- Tracy Chapman - voce, chitarra, percussioni
- Ed Black - chitarra
- Paulinho Da Costa - percussioni
- Denny Fongheiser - percussioni, batteria
- Jack Holder - organo, piano, chitarra elettrica, hammond
- Steve Kaplan - armonica, tastiera
- Larry Klein - basso
- David LaFlamme - violino
- Bob Marlette - tastiera
1. Talkin' Bout A Revolution
2. Fast Car
3. Across The Lines
4. Behind The Wall
5. Baby Can I Hold You
6. Mountains O' Things
7. She's Got Her Ticket
8. Why?
9. For My Lover
10. If Not Now...
11. For You
Tracy Chapman
Nata nel marzo del 1964 in un quartiere operaio di Cleveland, Tracy Chapman rappresentò sul finire degli anni ‘80 una sorta d'apripista per una nuova generazione di promettenti cantautori, grazie soprattutto ad un esordio discografico che lasciò il segno e che da subito si presentò come uno dei debutti più soddisfacenti di un cantautore americano in quegli eighties in cui dominavano altri stili musicali, dal glam al synth-pop.
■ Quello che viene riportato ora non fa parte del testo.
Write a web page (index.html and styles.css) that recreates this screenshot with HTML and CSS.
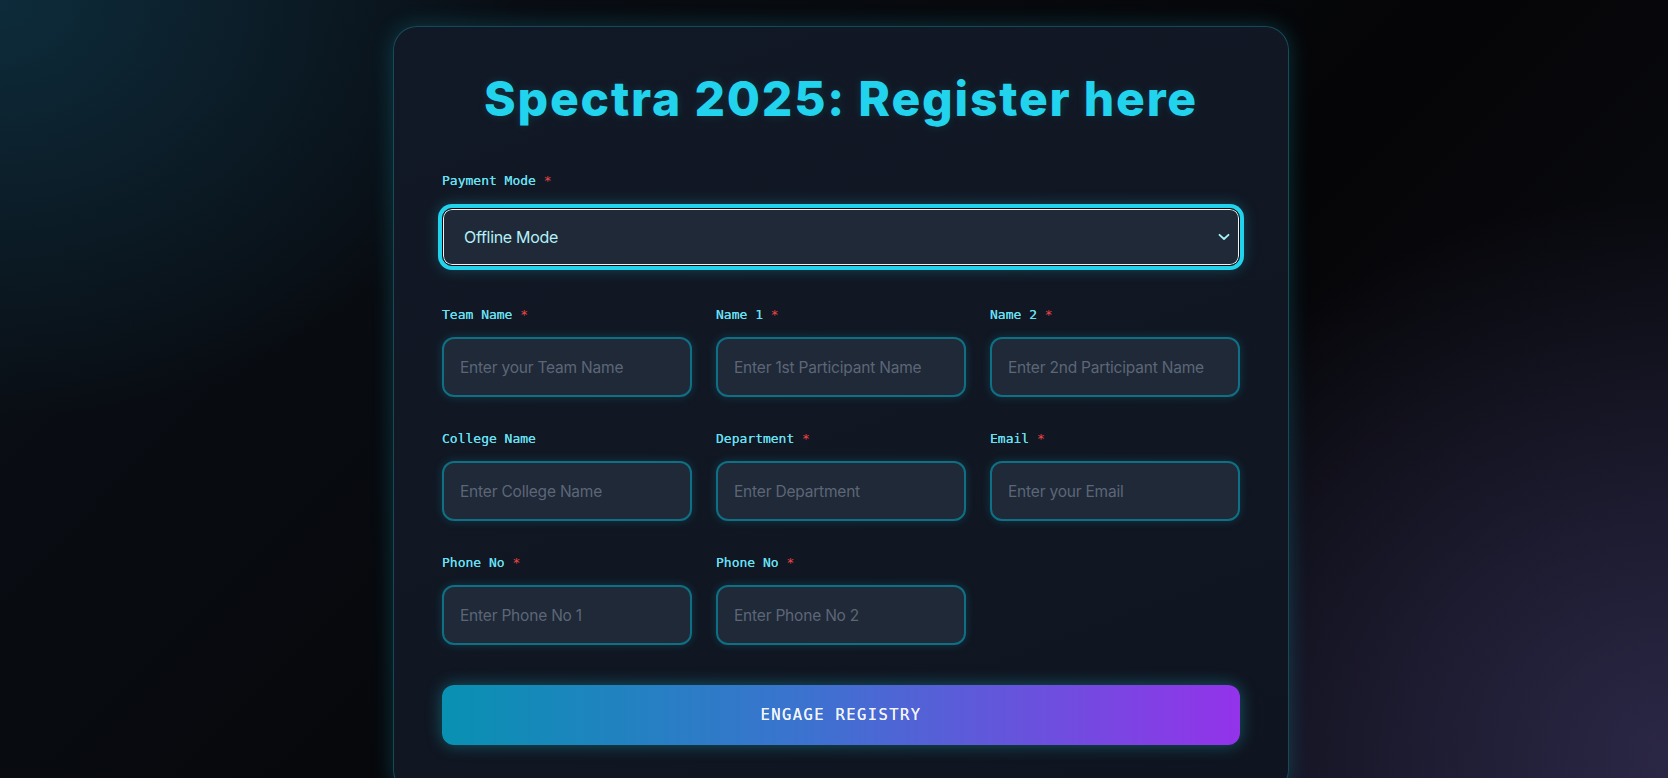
FILE: index.html
```html
<!DOCTYPE html>
<html lang="en">
<head>
<meta charset="utf-8">
<title>Spectra 2025: Register here</title>
<link rel="stylesheet" href="styles.css">
</head>
<body>
<main class="page">
  <form class="card">
    <h1 class="title">Spectra 2025: Register here</h1>

    <div class="field field-full">
      <label class="label">Payment Mode <span class="req">*</span></label>
      <div class="select">
        <span class="select-value">Offline Mode</span>
        <svg class="chevron" width="12" height="8" viewBox="0 0 12 8"><path d="M1.5 1.8 L6 6 L10.5 1.8" fill="none" stroke="#a5f3fc" stroke-width="1.8" stroke-linecap="round" stroke-linejoin="round"/></svg>
      </div>
    </div>

    <div class="grid">
      <div class="field">
        <label class="label">Team Name <span class="req">*</span></label>
        <input class="input" placeholder="Enter your Team Name">
      </div>
      <div class="field">
        <label class="label">Name 1 <span class="req">*</span></label>
        <input class="input" placeholder="Enter 1st Participant Name">
      </div>
      <div class="field">
        <label class="label">Name 2 <span class="req">*</span></label>
        <input class="input" placeholder="Enter 2nd Participant Name">
      </div>
      <div class="field">
        <label class="label">College Name</label>
        <input class="input" placeholder="Enter College Name">
      </div>
      <div class="field">
        <label class="label">Department <span class="req">*</span></label>
        <input class="input" placeholder="Enter Department">
      </div>
      <div class="field">
        <label class="label">Email <span class="req">*</span></label>
        <input class="input" placeholder="Enter your Email">
      </div>
      <div class="field">
        <label class="label">Phone No <span class="req">*</span></label>
        <input class="input" placeholder="Enter Phone No 1">
      </div>
      <div class="field">
        <label class="label">Phone No <span class="req">*</span></label>
        <input class="input" placeholder="Enter Phone No 2">
      </div>
    </div>

    <button type="button" class="submit">ENGAGE REGISTRY</button>
  </form>
</main>
</body>
</html>
```

FILE: styles.css
```css
html, body {
  margin: 0;
  padding: 0;
}

body {
  min-height: 100vh;
  overflow: hidden;
  background-color: #050608;
  background-image:
    radial-gradient(ellipse 520px 420px at 0% 0%, rgba(14, 52, 70, 0.75), rgba(14, 52, 70, 0) 100%),
    radial-gradient(ellipse 620px 560px at 100% 95%, rgba(44, 40, 72, 0.95), rgba(44, 40, 72, 0) 100%),
    linear-gradient(135deg, #0b1119 0%, #07090d 40%, #050507 60%, #0d0f18 100%);
  font-family: "Inter", "Noto Sans", sans-serif;
}

.page {
  display: flex;
  justify-content: center;
  padding: 26px 0 0 14px;
}

.card {
  width: 896px;
  box-sizing: border-box;
  padding: 48px;
  background: linear-gradient(160deg, #121926 0%, #0f1520 100%);
  border: 1px solid rgba(34, 211, 238, 0.28);
  border-radius: 24px;
  box-shadow: 0 0 22px rgba(34, 211, 238, 0.22);
  display: flex;
  flex-direction: column;
}

.title {
  margin: 0 0 48px;
  font-family: "Inter", sans-serif;
  font-weight: 800;
  font-size: 48px;
  line-height: 48px;
  letter-spacing: 1.8px;
  color: #22d3ee;
  text-align: center;
  text-shadow: 0 0 10px rgba(34, 211, 238, 0.15);
}

.field {
  display: flex;
  flex-direction: column;
}

.label {
  display: block;
  font-family: "DejaVu Sans Mono", "Liberation Mono", monospace;
  font-weight: 400;
  font-size: 13px;
  line-height: 20px;
  color: #67e0f3;
  text-shadow: 0 0 0.6px #67e0f3;
  margin-bottom: 12px;
}

.field-full .label {
  margin-bottom: 17px;
}

.req {
  color: #ef4444;
  text-shadow: none;
}

.select {
  height: 58px;
  box-sizing: border-box;
  border: 1px solid #05070a;
  border-radius: 10px;
  background: #1f2937;
  box-shadow: inset 0 0 0 1px #e8f6fa, 0 0 0 4px #22d3ee, 0 0 14px 4px rgba(34, 211, 238, 0.25);
  display: flex;
  align-items: center;
  justify-content: space-between;
  padding: 0 9px 0 21px;
  margin-bottom: 39px;
}

.select-value {
  font-family: "Inter", sans-serif;
  font-size: 16px;
  color: #b5f0f8;
  letter-spacing: -0.3px;
}

.chevron {
  display: block;
}

.grid {
  display: grid;
  grid-template-columns: repeat(3, 1fr);
  column-gap: 24px;
  row-gap: 32px;
}

.input {
  height: 60px;
  box-sizing: border-box;
  width: 100%;
  padding: 0 16px;
  border: 2px solid #0e6f85;
  border-radius: 12px;
  background: #1f2937;
  box-shadow: 0 0 10px rgba(34, 211, 238, 0.18);
  font-family: "Inter", sans-serif;
  font-size: 15.5px;
  color: #e5e7eb;
  outline: none;
}

.input::placeholder {
  color: #5d6677;
  letter-spacing: -0.2px;
}

.submit {
  margin-top: 40px;
  height: 60px;
  border: none;
  border-radius: 12px;
  background: linear-gradient(90deg, #0891b2 0%, #3b73cf 45%, #9333ea 100%);
  box-shadow: 0 0 16px rgba(34, 211, 238, 0.35);
  font-family: "DejaVu Sans Mono", "Liberation Mono", monospace;
  font-weight: 400;
  font-size: 15.5px;
  letter-spacing: 1.4px;
  color: #f1f5f9;
  text-shadow: 0 0 0.6px #f1f5f9;
  cursor: pointer;
}
```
Dopo aver ricevuto una borsa di studio per meriti scolastici, la giovane Chapman iniziò a frequentare l'università di Boston studiando antropologia e cultura africana, e nel frattempo iniziò a cantare e suonare per le strade e i locali, dove trovò terreno fertile per le sue liriche impegnate, non a caso lei fu immediatamente vista come la voce che si levava a difesa degli interessi della classe proletaria e degli afro-americani, cantando della vita quotidiana, della povertà, dei problemi socio-politici e familiari.
Il suo folk-rock cantautorale ed acustico, che spesso le valse paragoni con Joni Mitchell e Bob Dylan, era così basilare ed essenziale da affidarsi spesso alla sua sola voce e ai pochi accordi della sua chitarra acustica, ma tutto assumeva un carattere poetico ed intimista, per merito della sua voce modulata e pacata, delle melodie tanto semplici quanto azzeccate nel sapere esprimere romanticismo ed energia, dei testi che mettevano in perfetta luce la situazione dell'altra America, quella dimenticata e povera, quella dei ghetti e dei quartieri violenti, dei neri e degli emarginati, ma soprattutto per merito dei toni mai aggressivi o frustrati, ma piuttosto pacati e consapevoli, servendosi della sua voce sofferta e spesso straziata nei suoi impulsi di ribellione e nelle sue speranze di rivalsa.
La cantautrice afro-americana raccoglie quindi poco più di una decina di ballate semi-acustiche ed intimiste da lei composte anche molti anni prima e pubblica sotto la Elektra il qui presente debut self-titled, aperto da Talkin' Bout A Revolution, bel brano energico e dolce che tratta dei vari problemi socio-politici che rischiano di fomentare una rivoluzione, passando poi per il singolo di gran successo Fast Car, romantico e melanconico, e per Accross The Lines, altro bellissimo brano dolce e pacato che accusa la dilagante violenza dei quartieri più a rischio, per arrivare poi al soul di Behind The Wall cantato interamente a cappella. Ma è impossibile non citare la bellissima ballata Baby Can I Hold You, romantica e struggente, che insieme a For My Lover o alla lenta For You, svelano il lato più romantico e meno impegnato della Chapman, o anche il reggae melodico e dolce di She's Got Her Ticket, il più energico folk-rock di Why?, la malinconica e poetica If Not Now..., la particolare Mountains O' Things, esotica e caratterizzata dall'incedere delle percussioni.
L'album fu salutato con entusiasmo da critica e pubblico tanto da riuscire a vendere ben dieci milioni di copie, ma purtroppo dopo questo brillante esordio Tracy Chapman non riuscì mai più a ripetersi a simili livelli, infatti già dal successivo Crossroads si assiste ad una serie di più che discreti lavori neanche minimamente però paragonabili a quest'album, che si può invece elevare ad intimista e sentito manifesto sociale dell'altra faccia dell'America.